Kube Framework: It's Not Twitter Bootstrap - DanielKehoe
http://kubeframework.com/

======
nXqd
it looks nice and professional but do we need this ? What I think is : are
most of new guys on the market these days all about difference philosophies
but actually do the same thing ? Skeleton: <http://www.getskeleton.com/> \-
This guy is not new but very first time, it does very good job as being a
simple and compact css framework. Kube: <http://kubeframework.com/> is also
nice, cool. And good slogan : "It's not Twitter Bootstrap" ? You name the
others ..

Whatever it is, we have to customize and change it to make it our own which is
the truly beautiful things. So let's focus on creating beautiful things,
framework helps us cutting out the boring, repetitive parts and we do the
rest. Don't just create other stuffs which do the same thing. Twitter
Bootstrap does it well, very well.
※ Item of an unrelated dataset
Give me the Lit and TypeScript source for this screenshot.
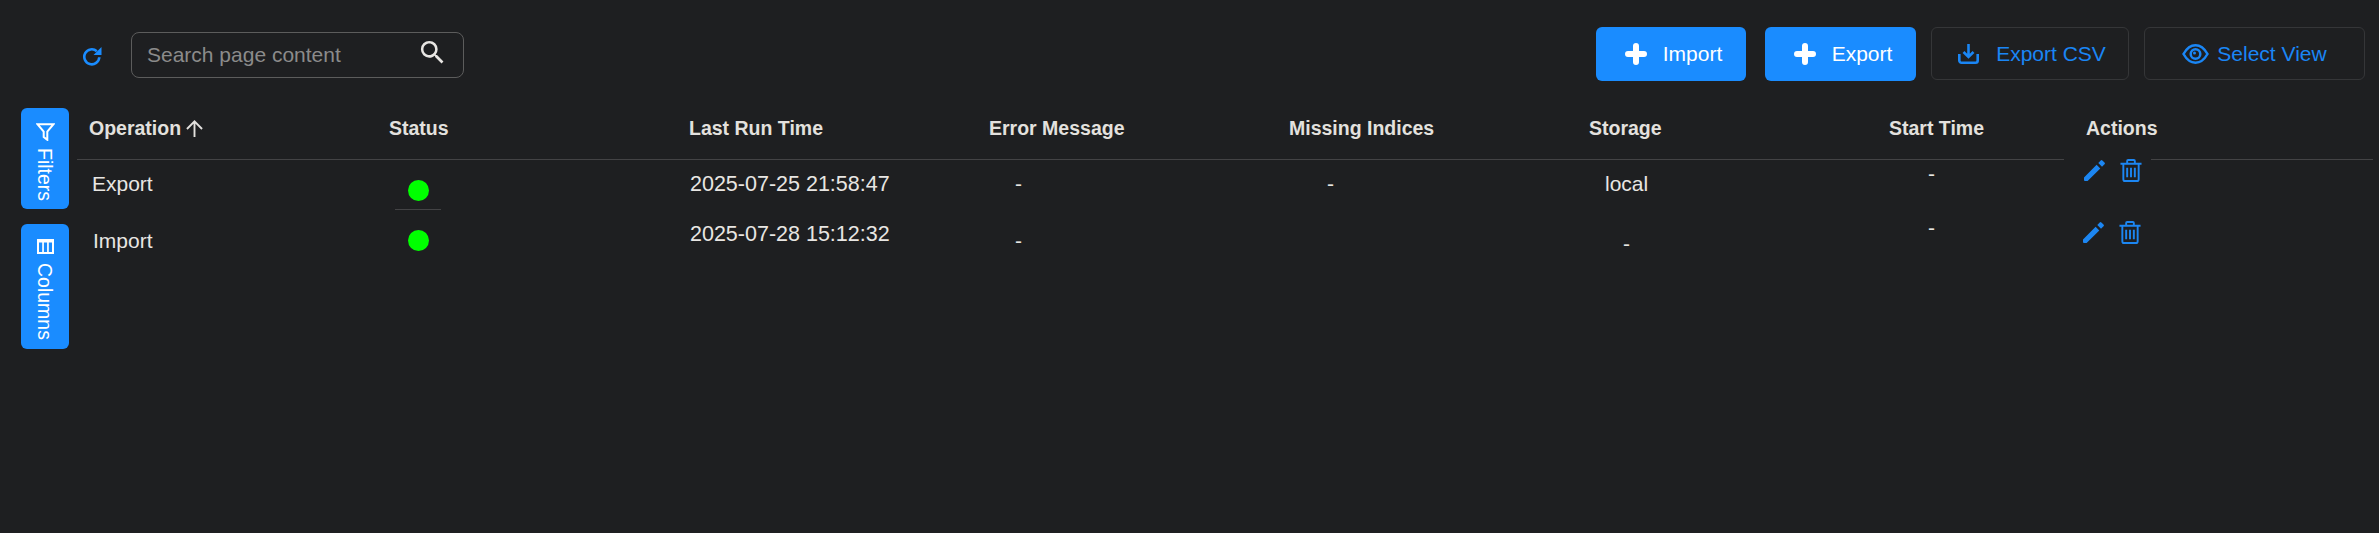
import { LitElement, html, css } from "lit";
import { customElement } from "lit/decorators.js";

const refreshIcon = html`<svg class="refresh" viewBox="0 0 20 20"><path d="M14.800 5.200A7.500 7.500 0 1 0 17.300 11.200" fill="none" stroke="currentColor" stroke-width="2.600"/><path d="M11.500 9h8V1z" fill="currentColor"/></svg>`;
const searchIcon = html`<svg class="search-icon" viewBox="0 0 24 24"><path fill="currentColor" d="M15.500 14h-.79l-.28-.27A6.470 6.470 0 0 0 16 9.500 6.500 6.500 0 1 0 9.500 16c1.610 0 3.090-.59 4.230-1.570l.27.28v.79l5 4.990L20.490 19l-4.990-5zm-6 0C7.010 14 5 11.990 5 9.500S7.010 5 9.500 5 14 7.010 14 9.500 11.990 14 9.500 14z"/></svg>`;
const plusIcon = html`<svg class="plus" viewBox="0 0 22 22" fill="none" stroke="currentColor" stroke-width="6" stroke-linecap="round"><path d="M11 3v16M3 11h16"/></svg>`;
const downloadIcon = html`<svg class="dl" viewBox="0 0 21 20" fill="none" stroke="currentColor" stroke-width="2.600"><path d="M10.500 0v13M5.500 8l5 5 5-5" /><path d="M1.300 10v6.500a2.200 2.200 0 0 0 2.200 2.200h14a2.200 2.200 0 0 0 2.200-2.200V10"/></svg>`;
const eyeIcon = html`<svg class="eye" viewBox="0 0 27 20" fill="none" stroke="currentColor" stroke-width="2.500"><path d="M1.500 10C5 3.800 9 1.300 13.500 1.300S22 3.800 25.500 10C22 16.200 18 18.700 13.500 18.700S5 16.200 1.500 10z"/><circle cx="13.500" cy="10" r="4.800"/><circle cx="12.500" cy="9" r="1.500" fill="currentColor" stroke="none"/></svg>`;
const filterIcon = html`<svg class="tab-icon filter" viewBox="0 0 19 18" fill="none" stroke="currentColor" stroke-width="2"><path d="M1.500 1.200h16L11.300 8.500v8.300L7.700 14V8.500z"/></svg>`;
const columnsIcon = html`<svg class="tab-icon cols" viewBox="0 0 17 15"><path fill="currentColor" fill-rule="evenodd" d="M0 0h17v15H0zM2 3.500V13h3.200V3.500zm4.900 0V13h3.200V3.500zm4.900 0V13H15V3.500z"/></svg>`;
const arrowUp = html`<svg class="arrow" viewBox="0 0 18 18" fill="none" stroke="currentColor" stroke-width="2"><path d="M9 18V1.500M1 9.500l8-8 8 8"/></svg>`;
const pencilIcon = html`<svg class="pencil" viewBox="0 0 21 21"><path fill="currentColor" d="M0 17.500 12.600 4.800l3.700 3.700L3.600 21H1a1 1 0 0 1-1-1zM14.300 3l2.400-2.500a1.200 1.200 0 0 1 1.700 0l2.100 2.100a1.200 1.200 0 0 1 0 1.700L18 6.700z"/></svg>`;
const trashIcon = html`<svg class="trash" viewBox="0 0 22 24" fill="none" stroke="currentColor" stroke-width="2"><path d="M0 5h22M7 5V2a1 1 0 0 1 1-1h6a1 1 0 0 1 1 1v3M3 5v16a2 2 0 0 0 2 2h12a2 2 0 0 0 2-2V5M7 9v10M11 9v10M15 9v10"/></svg>`;

@customElement("app-root")
export class AppRoot extends LitElement {
  static styles = css`
    :host {
      display: block;
      min-height: 533px;
      background: #1e1f21;
      font-family: "Liberation Sans", Arial, sans-serif;
      color: #e8e6e3;
      overflow: hidden;
    }
    svg { display: block; flex: none; }

    .toolbar { display: flex; align-items: flex-start; height: 108px; box-sizing: border-box; padding: 27px 14px 0 82px; }
    .refresh { width: 20px; height: 20px; color: #1a8cff; margin-top: 19px; margin-right: 29px; }
    .search {
      width: 333px; height: 46px; box-sizing: border-box; margin-top: 5px;
      border: 1px solid #5c5c5c; border-radius: 8px;
      display: flex; align-items: center; justify-content: space-between;
      padding: 0 15px 0 15px; color: #8b8b8b; font-size: 21px;
    }
    .search-icon { width: 31px; height: 31px; color: #e8e6e3; margin-top: -6px; }
    .actions-bar { margin-left: auto; display: flex; gap: 15px; }
    .btn {
      height: 53px; box-sizing: border-box; border-radius: 6px; font-size: 21px;
      display: flex; align-items: center; justify-content: center;
    }
    .primary { background: #1a8cff; color: #fff; height: 54px; padding-left: 5px; }
    .outline { border: 1px solid #353638; color: #1a86f5; }
    .b-import { width: 150px; gap: 16px; margin-right: 4px; }
    .b-export { width: 151px; gap: 16px; }
    .b-csv { width: 198px; gap: 17px; padding-left: 4px; }
    .b-view { width: 221px; gap: 8px; }
    .plus { width: 22px; height: 22px; }
    .dl { width: 21px; height: 20px; }
    .eye { width: 27px; height: 20px; }

    .main { display: flex; }
    .tabs { width: 48px; margin-left: 21px; margin-right: 8px; display: flex; flex-direction: column; gap: 15px; flex: none; }
    .tab {
      width: 48px; box-sizing: border-box; background: #1a8cff; color: #fff; border-radius: 6px;
      display: flex; flex-direction: column; align-items: center; padding-top: 15px; font-size: 19.500px;
    }
    .tab-filter { height: 101px; gap: 7px; }
    .tab-columns { height: 125px; gap: 9px; }
    .tab-text { writing-mode: vertical-rl; line-height: 20px; }
    .filter { width: 19px; height: 18px; }
    .cols { width: 17px; height: 15px; }

    .table { flex: 1; margin-right: 6px; min-width: 0; }
    .head, .body { display: grid; grid-template-columns: repeat(6, 300px) 187px 1fr; }
    .head { height: 52px; box-sizing: border-box; border-bottom: 1px solid #434345; }
    .th {
      font-weight: 700; font-size: 19.500px; padding: 9px 0 0 12px; line-height: 22px;
      display: flex; align-items: center; gap: 5px; height: 22px; color: #e3e1de;
    }
    .th-actions { padding-left: 22px; }
    .arrow { width: 17px; height: 17px; }

    .col { font-size: 21px; line-height: 24px; color: #e8e6e3; }
    .op1 { padding: 12px 0 0 15px; height: 57px; }
    .op2 { padding: 0 0 0 16px; }
    .st { display: flex; flex-direction: column; align-items: center; width: 46px; margin-left: 18px; }
    .st1 { padding-top: 20px; height: 29px; width: 46px; border-bottom: 1px solid #434345; display: flex; justify-content: center; }
    .st2 { padding-top: 20px; }
    .dot { width: 21px; height: 21px; border-radius: 50%; background: #00ff00; }
    .date { font-size: 21.500px; }
    .date1 { padding: 12px 0 0 13px; height: 50px; }
    .date2 { padding: 0 0 0 13px; }
    .err1 { padding: 12px 0 0 38px; height: 57px; }
    .err2 { padding: 0 0 0 38px; }
    .miss1 { padding: 12px 0 0 50px; }
    .stor1 { padding: 12px 0 0 28px; height: 60px; }
    .stor2 { padding: 0 0 0 46px; }
    .start1 { padding: 2px 0 0 51px; height: 54px; }
    .start2 { padding: 0 0 0 51px; }
    .acts { display: flex; align-items: center; width: 87px; box-sizing: border-box; }
    .acts1 { background: #1e1f21; height: 23px; margin-top: -1px; padding-left: 20px; gap: 15px; position: relative; }
    .acts2 { margin-top: 39px; padding-left: 19px; gap: 15px; }
    .pencil { width: 21px; height: 21px; color: #1c86f2; }
    .trash { width: 22px; height: 23px; color: #1c86f2; }
  `;

  render() {
    return html`
      <div class="toolbar">
        ${refreshIcon}
        <div class="search"><span>Search page content</span>${searchIcon}</div>
        <div class="actions-bar">
          <div class="btn primary b-import">${plusIcon}<span>Import</span></div>
          <div class="btn primary b-export">${plusIcon}<span>Export</span></div>
          <div class="btn outline b-csv">${downloadIcon}<span>Export CSV</span></div>
          <div class="btn outline b-view">${eyeIcon}<span>Select View</span></div>
        </div>
      </div>
      <div class="main">
        <div class="tabs">
          <div class="tab tab-filter">${filterIcon}<span class="tab-text">Filters</span></div>
          <div class="tab tab-columns">${columnsIcon}<span class="tab-text">Columns</span></div>
        </div>
        <div class="table">
          <div class="head">
            <div class="th">Operation${arrowUp}</div>
            <div class="th">Status</div>
            <div class="th">Last Run Time</div>
            <div class="th">Error Message</div>
            <div class="th">Missing Indices</div>
            <div class="th">Storage</div>
            <div class="th">Start Time</div>
            <div class="th th-actions">Actions</div>
          </div>
          <div class="body">
            <div class="col"><div class="op1">Export</div><div class="op2">Import</div></div>
            <div class="col"><div class="st"><div class="st1"><div class="dot"></div></div><div class="st2"><div class="dot"></div></div></div></div>
            <div class="col date"><div class="date1">2025-07-25 21:58:47</div><div class="date2">2025-07-28 15:12:32</div></div>
            <div class="col"><div class="err1">-</div><div class="err2">-</div></div>
            <div class="col"><div class="miss1">-</div></div>
            <div class="col"><div class="stor1">local</div><div class="stor2">-</div></div>
            <div class="col"><div class="start1">-</div><div class="start2">-</div></div>
            <div class="col">
              <div class="acts acts1">${pencilIcon}${trashIcon}</div>
              <div class="acts acts2">${pencilIcon}${trashIcon}</div>
            </div>
          </div>
        </div>
      </div>
    `;
  }
}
It's getting popular so you don't have to
adapt your new framework to your current workflow. It's supported everywhere
so you can find your answer easily. Again, it helps us cutting out boring
parts now it's our turn to create creative things on it and it's unlimited.

Sorry for my bad English.

------
shanelja
It feels more like "Kube Framework: It's trying to be Twitter Bootstrap" to me
to be honest.

Nice project but it doesn't seem to have any real use (to me personally) when
TB is so refined at this point.

------
m-i
Interesting project. I tested on several devices and browsers and:
"typography", "grid" and "goodies" look good, but "forms", "tables" and
"buttons" aren't quite polished IMO.